Cleverly, the 98-room Fullerton Bay makes the most of its location in the city’s buzzy Central Business District. A hundred years ago, this was the spot where visitors and new migrants arrived by water taxi. Called Clifford Pier, it is now home to both the hotel’s foyer and a fancy Chinese restaurant. The original period ceiling has steel ribs and ornate buttresses, the double-height windows draw in the vista of the bay, and enormous chandeliers lend the whole place a delightfully over-the-top vibe.
Elsewhere, the floor is inlaid with glittering mosaic tiles, and the public spaces are furnished with a low-key Chinoiserie palette of historical black-and-white photos of the area, rosewood, vintage travelling chests and acres of marble.
Yet despite the Fullerton Bay’s grand statement pieces, it retains an unusual intimacy. For one thing, it never seems crowded. ‘I feel like I’m on a luxury yacht,’ Mr Smith murmurs as we walk down corridors lined with windows that overlook a central water courtyard.
Even the bedrooms have a cosiness that’s belied by their larger-than-average square footage. A glass wall separates the bathroom from the bedroom, and stainless-steel-edged doorframes and wall corners bounce light off the bay straight into the room.

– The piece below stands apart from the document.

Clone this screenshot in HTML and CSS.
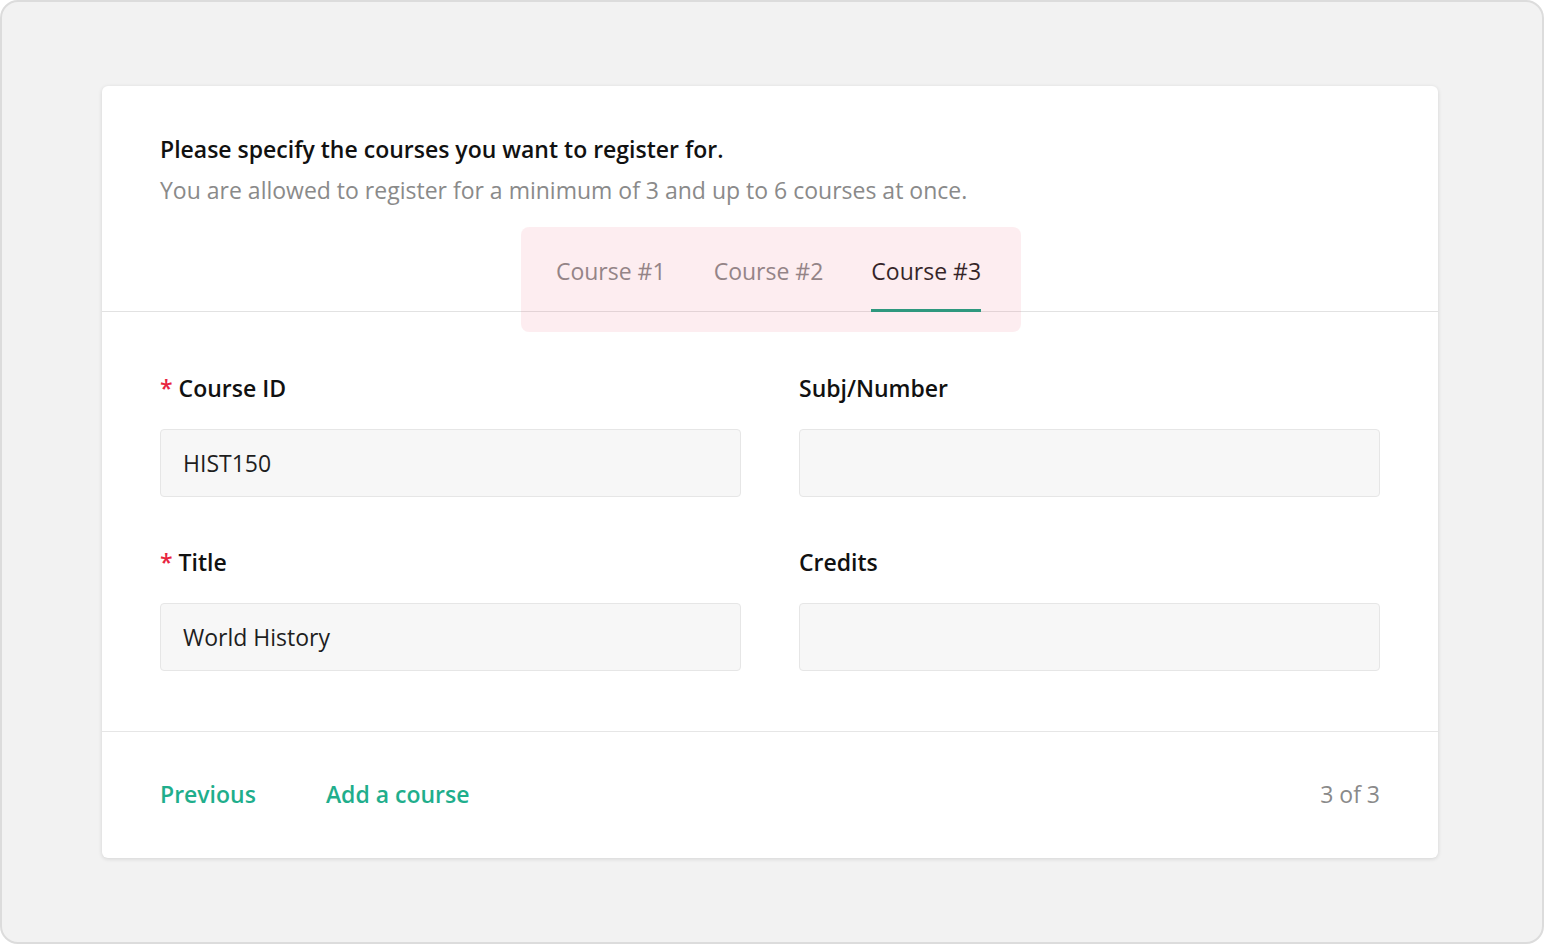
FILE: index.html
```html
<!DOCTYPE html>
<html lang="en">
<head>
    <meta charset="UTF-8">
    <meta name="viewport" content="width=device-width, initial-scale=1.0">
    <title>Course Registration</title>
    <link rel="stylesheet" href="styles.css">
</head>
<body>
    <div class="frame">
        <div class="card">
            <div class="card-head">
                <h2>Please specify the courses you want to register for.</h2>
                <p class="hint">You are allowed to register for a minimum of 3 and up to 6 courses at once.</p>
            </div>

            <div class="tabs">
                <div class="tab-list">
                    <span class="tab-highlight"></span>
                    <div class="tab">Course #1</div>
                    <div class="tab">Course #2</div>
                    <div class="tab active">Course #3</div>
                </div>
            </div>

            <form class="course-form" action="#" method="post">
                <div class="field">
                    <label for="course-id"><span class="req">*</span> Course ID</label>
                    <input type="text" id="course-id" name="course-id" value="HIST150">
                </div>
                <div class="field">
                    <label for="subj">Subj/Number</label>
                    <input type="text" id="subj" name="subj">
                </div>
                <div class="field">
                    <label for="title"><span class="req">*</span> Title</label>
                    <input type="text" id="title" name="title" value="World History">
                </div>
                <div class="field">
                    <label for="credits">Credits</label>
                    <input type="text" id="credits" name="credits">
                </div>
            </form>

            <div class="card-foot">
                <a href="#" class="link">Previous</a>
                <a href="#" class="link">Add a course</a>
                <span class="count">3 of 3</span>
            </div>
        </div>
    </div>
</body>
</html>
```

FILE: styles.css
```css
html, body {
    margin: 0;
    height: 100%;
}

body {
    font-family: 'Open Sans', 'Noto Sans', sans-serif;
    background-color: #fff;
}

.frame {
    box-sizing: border-box;
    width: 1544px;
    height: 944px;
    border: 2px solid #dcdcdc;
    border-radius: 18px;
    background-color: #f2f2f2;
    padding: 84px 0 0 100px;
}

.card {
    width: 1336px;
    background-color: #fff;
    border-radius: 6px;
    box-shadow: 0 1px 4px rgba(0, 0, 0, 0.13);
}

.card-head {
    padding: 48px 58px 0;
}

.card-head h2 {
    margin: 0;
    font-size: 23px;
    line-height: 30px;
    font-weight: 600;
    color: #111;
}

.hint {
    margin: 11px 0 0;
    font-size: 23px;
    line-height: 30px;
    color: #8a8a8a;
}

.tabs {
    margin-top: 51px;
    display: flex;
    justify-content: center;
    border-bottom: 1px solid #e2e2e2;
}

.tab-list {
    position: relative;
    display: flex;
    gap: 48px;
    margin-left: -3px;
}

.tab-highlight {
    position: absolute;
    top: -29px;
    bottom: -21px;
    left: -35px;
    right: -40px;
    border-radius: 8px;
    background-color: rgba(240, 90, 120, 0.11);
}

.tab {
    font-size: 23px;
    line-height: 30px;
    color: #8a8a8a;
    padding-bottom: 23px;
    border-bottom: 3px solid transparent;
    margin-bottom: -1px;
}

.tab.active {
    color: #1e1e1e;
    border-bottom-color: #17a07f;
}

.course-form {
    display: grid;
    grid-template-columns: 1fr 1fr;
    column-gap: 58px;
    row-gap: 50px;
    padding: 61px 58px 60px;
    border-bottom: 1px solid #e6e6e6;
}

.field label {
    display: block;
    font-size: 23px;
    line-height: 30px;
    font-weight: 600;
    color: #111;
    margin-bottom: 26px;
}

.req {
    color: #e8253f;
}

.field input {
    box-sizing: border-box;
    width: 100%;
    height: 68px;
    padding: 0 22px;
    border: 1px solid #e6e6e6;
    border-radius: 4px;
    background-color: #f7f7f7;
    font-family: inherit;
    font-size: 23px;
    color: #1e1e1e;
}

.card-foot {
    display: flex;
    align-items: center;
    gap: 70px;
    padding: 47px 58px 49px;
}

.link {
    font-size: 23px;
    line-height: 30px;
    font-weight: 600;
    color: #1fae8c;
    text-decoration: none;
}

.count {
    margin-left: auto;
    font-size: 23px;
    line-height: 30px;
    color: #8a8a8a;
}
```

Just about every luxury has been carefully thought about – from the Molton Brown toiletries and TV above the extra-large bath tub, to the easy-to-use light switches by the bed and wardrobe doors that click shut with the reassuring heft of a bank vault.
One morning, during a breakfast of fresh tropical fruits and a perfect made-to-order mushroom omelette in the high-ceilinged Clifford restaurant (in the evenings it serves up mod-French brasserie fare), I suddenly notice the low-slung stools next to each table for ladies’ handbags. It’s a small gesture, but it speaks volumes about the hotel’s commitment to the cause.
At just seven stories high, the Fullerton Bay is the only hotel in Singapore that’s built right on the water, which explains both the Sydney Harbour-front vibe and why it’s got some of the best views. In a city where hotels try to outdo each other with the most lofty vistas, there’s something to be said for seeing its highrise horizon from a much lower perspective.
‘I think a cocktail is in order,’ Mr Smith says one afternoon as we sit bubbling happily in one of the two private glass-encased Jacuzzis on the hotel’s rooftop pool deck. Around us soar gleaming skyscrapers filled with bank, law firm and Fortune 500 HQs.
While I imagine every office above us is moaning about the diving euro, I’m mentally making plans to nip down the road to the hotel’s sister property, the Fullerton Hotel, for a spa treatment. I calculate that I have a one-hour window first for a full-blown afternoon tea here in the hotel’s lobby lounge, the Landing Point.
Clearly Mr Smith has read my mind. ‘I feel so sorry for all those guys stuck in their air-conditioned cubicles, slaving away trying to save the world from financial ruin,’ he says pitilessly as he wiggles lower into the gurgling water.
‘I know, isn’t this just totally insane?’ I say.